Arvanitis adds: “This is a major problem on construction projects. Huge teams are created just to process data from one system to another. But the technology exists to create better solutions, where the data is processed and transferred automatically, with huge time savings.”

Building the data warehouse

Laminar Projects built a centralised data warehouse for the EKFB JV on HS2 in Microsoft’s cloud platform Azure to bring data together and then develop processes to turn it all into the same inter-operable format. The system in this project and more generally is created for the client who then owns it and can use it on other projects.

Needham says that although there has been talk for some time now of harnessing data to improve construction, it feels like the moment has now definitely arrived. “It is the natural evolution of the industry, from the original BIM mandate, to now ISO 19650, and the push for data information management. This is where our aim is. But we are making it clear that we’re not only talking about design information, or only information coming from the construction sites. We’re interested in the wider information and data management for a project.”
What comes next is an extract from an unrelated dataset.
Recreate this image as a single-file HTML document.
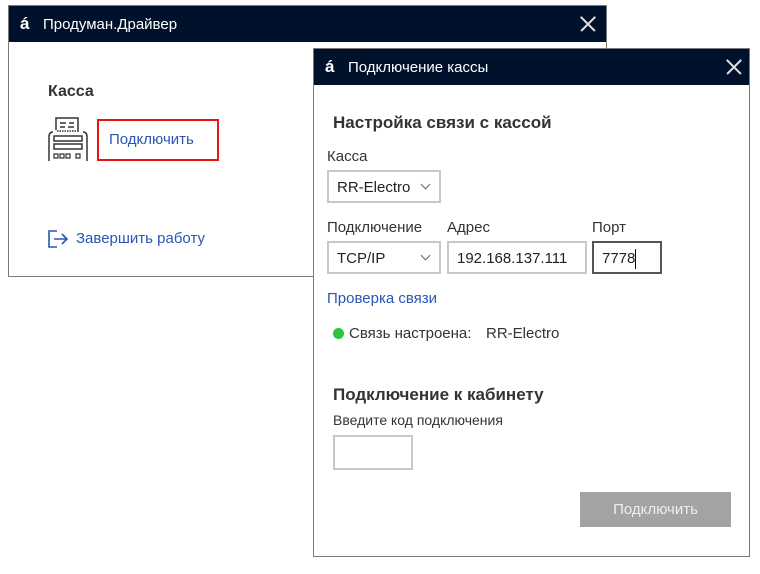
<!DOCTYPE html>
<html><head><meta charset="utf-8"><style>
*{margin:0;padding:0;box-sizing:border-box}
body{width:760px;height:574px;background:#fff;position:relative;overflow:hidden;font-family:"Segoe UI","Liberation Sans","Noto Sans CJK SC",sans-serif;color:#222}
.a{position:absolute}
.win{position:absolute;background:#fff;border:1px solid #7a7a7a}
.tb{position:absolute;left:0;right:0;top:0;height:36px;background:#00112c;color:#fff;font-size:15px}
.tb .l{position:absolute;left:11px;top:8px;font-weight:bold;font-size:17px}
.tb .t{position:absolute;left:34px;top:10px}
.x{position:absolute;width:16px;height:16px}
.x:before,.x:after{content:"";position:absolute;left:-2px;top:7px;width:20px;height:1.5px;background:#ddd;transform:rotate(45deg)}
.x:after{transform:rotate(-45deg)}
.box{position:absolute;border:2px solid #c8c8c8;background:#fff;font-size:15px;padding-left:8px;line-height:31px;height:33px}
.chev{position:absolute;right:10px;top:9px;width:7px;height:7px;border-right:1px solid #666;border-bottom:1px solid #666;transform:rotate(45deg)}
.lb{font-size:15px;color:#333}
</style></head><body>

<div class="win" style="left:8px;top:5px;width:599px;height:272px">
  <div class="tb"><span class="l">á</span><span class="t">Продуман.Драйвер</span><div class="x" style="left:571px;top:10px"></div></div>
  <div class="a" style="left:39px;top:77px;font-size:16px;font-weight:bold;color:#333">Касса</div>
  <svg class="a" style="left:38px;top:110px" width="42" height="46" viewBox="0 0 42 46" fill="none" stroke="#333" stroke-width="1.5">
    <path d="M9 14V2h22v14"/><path d="M13 7h6M22 7h5M13 11h5M21 11h6"/>
    <path d="M10 15h20" stroke-dasharray="1.5 1"/>
    <path d="M6 16c-3 0-4 2-4 5v24M36 16c3 0 4 2 4 5v24"/>
    <rect x="7" y="20" width="28" height="5"/><rect x="7" y="28" width="28" height="5"/>
    <path d="M7 38h4v4H7zM13 38h4v4h-4zM19 38h4v4h-4zM29 38h4v4h-4z" stroke-width="1.2"/>
  </svg>
  <div class="a" style="left:88px;top:113px;width:122px;height:42px;border:2px solid #e11;"></div>
  <div class="a" style="left:100px;top:125px;font-size:15px;color:#2a55b5">Подключить</div>
  <svg class="a" style="left:38px;top:223px" width="22" height="20" viewBox="0 0 22 20" fill="none" stroke="#2a55b5" stroke-width="1.6"><path d="M10 2H2v16h8"/><path d="M7 10h13M15 5l5 5-5 5"/></svg>
  <div class="a" style="left:67px;top:224px;font-size:15px;color:#2a55b5">Завершить работу</div>
</div>

<div class="win" style="left:313px;top:48px;width:437px;height:509px">
  <div class="tb"><span class="l">á</span><span class="t">Подключение кассы</span><div class="x" style="left:412px;top:10px"></div></div>
  <div class="a" style="left:19px;top:64px;font-size:17px;font-weight:bold;color:#333">Настройка связи с кассой</div>
  <div class="a lb" style="left:13px;top:99px">Касса</div>
  <div class="box" style="left:13px;top:121px;width:114px">RR-Electro<div class="chev"></div></div>
  <div class="a lb" style="left:13px;top:170px">Подключение</div>
  <div class="a lb" style="left:133px;top:170px">Адрес</div>
  <div class="a lb" style="left:278px;top:170px">Порт</div>
  <div class="box" style="left:13px;top:192px;width:114px">TCP/IP<div class="chev"></div></div>
  <div class="box" style="left:133px;top:192px;width:140px">192.168.137.111</div>
  <div class="box" style="left:278px;top:192px;width:70px;border-color:#555">7778<span style="display:inline-block;width:1px;height:20px;background:#000;vertical-align:middle"></span></div>
  <div class="a" style="left:13px;top:241px;font-size:15px;color:#2a55b5">Проверка связи</div>
  <div class="a" style="left:19px;top:279px;width:11px;height:11px;border-radius:50%;background:#2ec43a"></div>
  <div class="a lb" style="left:35px;top:276px">Связь настроена:</div>
  <div class="a lb" style="left:172px;top:276px">RR-Electro</div>
  <div class="a" style="left:19px;top:336px;font-size:17px;font-weight:bold;color:#333">Подключение к кабинету</div>
  <div class="a lb" style="left:19px;top:363px;font-size:14px">Введите код подключения</div>
  <div class="a" style="left:19px;top:386px;width:80px;height:35px;border:2px solid #c8c8c8"></div>
  <div class="a" style="left:266px;top:443px;width:151px;height:35px;background:#a3a3a3;color:#eee;font-size:15px;text-align:center;line-height:36px">Подключить</div>
</div>
</body></html>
Arvanitis adds: “There is a big gap in terms of how commercial data is being managed – HR data, environmental data, etc. We need to look more holistically at all the data that is being generated and captured in the construction industry.”

Working on HS2

Will Needham of Laminar Projects

“Projects of the scale of HS2, which is the project we won our award for, require a different way of thinking about how we manage all this information. Because there is too much to handle manually.”

Will Needham

Laminar Projects is working for the information management team within the EKFB JV on HS2. Their work began three years ago on the Phase 1. The section EKFB is building – constructing 80km of rail and more than 4,000 primary assets in the middle section of the line up to Birmingham – is worth £2.3bn alone. “The information generated is too much, the document deliverables alone are more than 150,000. And asset data in general, it is many millions,” Arvanitis explains.

“So the idea is that the information management team set up several systems to manage information. They had a document management system since the beginning of the project, BIMXtra. They have CAD management systems, both BIM 360 and ProjectWise, and they also have an asset management system.

“And they also need to transfer information to the HS2 systems. HS2 has a different document management system, a different asset management system. There are three systems from the contractor and three systems from the client, and these systems weren’t talking to each other. The project was struggling to find the latest information, to report on the latest information.”

Implementing Azure

He continues: “One of the first things we did was to implement an Azure data warehouse, bringing all the data from these different systems into one place, and then start developing reports on top of that.

“We believe that any digital transformation needs to focus on processes first: so you need to map the processes, understand the processes, and then improve them through digital ways of working.”

The EKFB team can generate reports themselves, but they often call on Laminar Projects’ expertise in building powerful data presentations and extracting useful data to help solve problems on HS2. “The client will come to us and say ‘we are really struggling with this process, it is causing us delays, no one really knows what is going on. Please can you do an investigation, and use the data in the warehouse to create a report to help us shine a light on this process that is causing us so much bother’.”

Arvanitis adds: “We’ve built a lot of reporting for these big pain points on the project. And that continues today.”

Design assurance

Benefits for EKFB

Time saved through automation of data collection, report generation and improved key data access is estimated to provide project savings of 85 FTEs, or £10.3m a year.

The data warehouse has grown significantly from three to 26 tables and increased data stored by a factor of 8.5. This provides the project with a single source of truth across six project systems spanning three organisations.

A single source of truth for data enables identification of inconsistencies and data errors. This has increased trust and improved collaboration between teams, improving coordination and providing a holistic project understanding to management. This is estimated to save 209 hours per week of people’s time looking for the information they need.

Timeliness of information due to continuous collection: the cost of this would be prohibitively expensive at £49m a year to achieve the same outcomes across 31 data transformations and 11 reports containing 50 pages. This up-to-date information is crucial in helping EKFB and its supply chain improve design coordination and identify process bottlenecks.

Needham says that one example is in design assurance. “Each piece of design on a project needs to be checked by people, to make sure it’s fit for purpose and buildable. At this scale, it’s a very difficult task: it’s a project within a project, managing all these different information deliverables that need to be approved and signed off by various people and teams and the client. And all those different touchpoints happen in different systems. So it becomes a complex process, which makes it difficult to manage.”

He continues: “We created a report that allows them to track the design and the priority packages that need to be signed off. And in each of those packages, you have these 100 drawings. [The drawings are at different stages]: ‘This one is still being signed off by this person, this one hasn’t even been started yet, so you need to start that quickly. This one, we sent to the client and they rejected it.’

“We put all the information in one place for them to review, so they can understand which work packages are ok. So they can say: ‘This work package looks good, this work package is the one that we really need to focus on, because we need to get it over the line in the next few weeks, but at the moment we’re a long way away from that.’”

Needham adds that Laminar Projects has also built summary reports on top of the data for senior leadership to provide a general picture of progress on HS2, as opposed to the nitty gritty details.

Cost savings

The time saving from being able to find information quickly and produce reports like this has saved the EKFB JV contractor £10.3m a year, according to Arvanitis. “If they had to do all this stuff manually, they would need approximately 85 more people in the project.”

In terms of rolling out to other teams in HS2, he adds: “All these different JVs are working almost independently. So it is difficult to implement solutions across the project. But we are sharing our learnings with our client, with HS2, and they are taking them on board. And we are helping other smaller clients get on the journey as well.”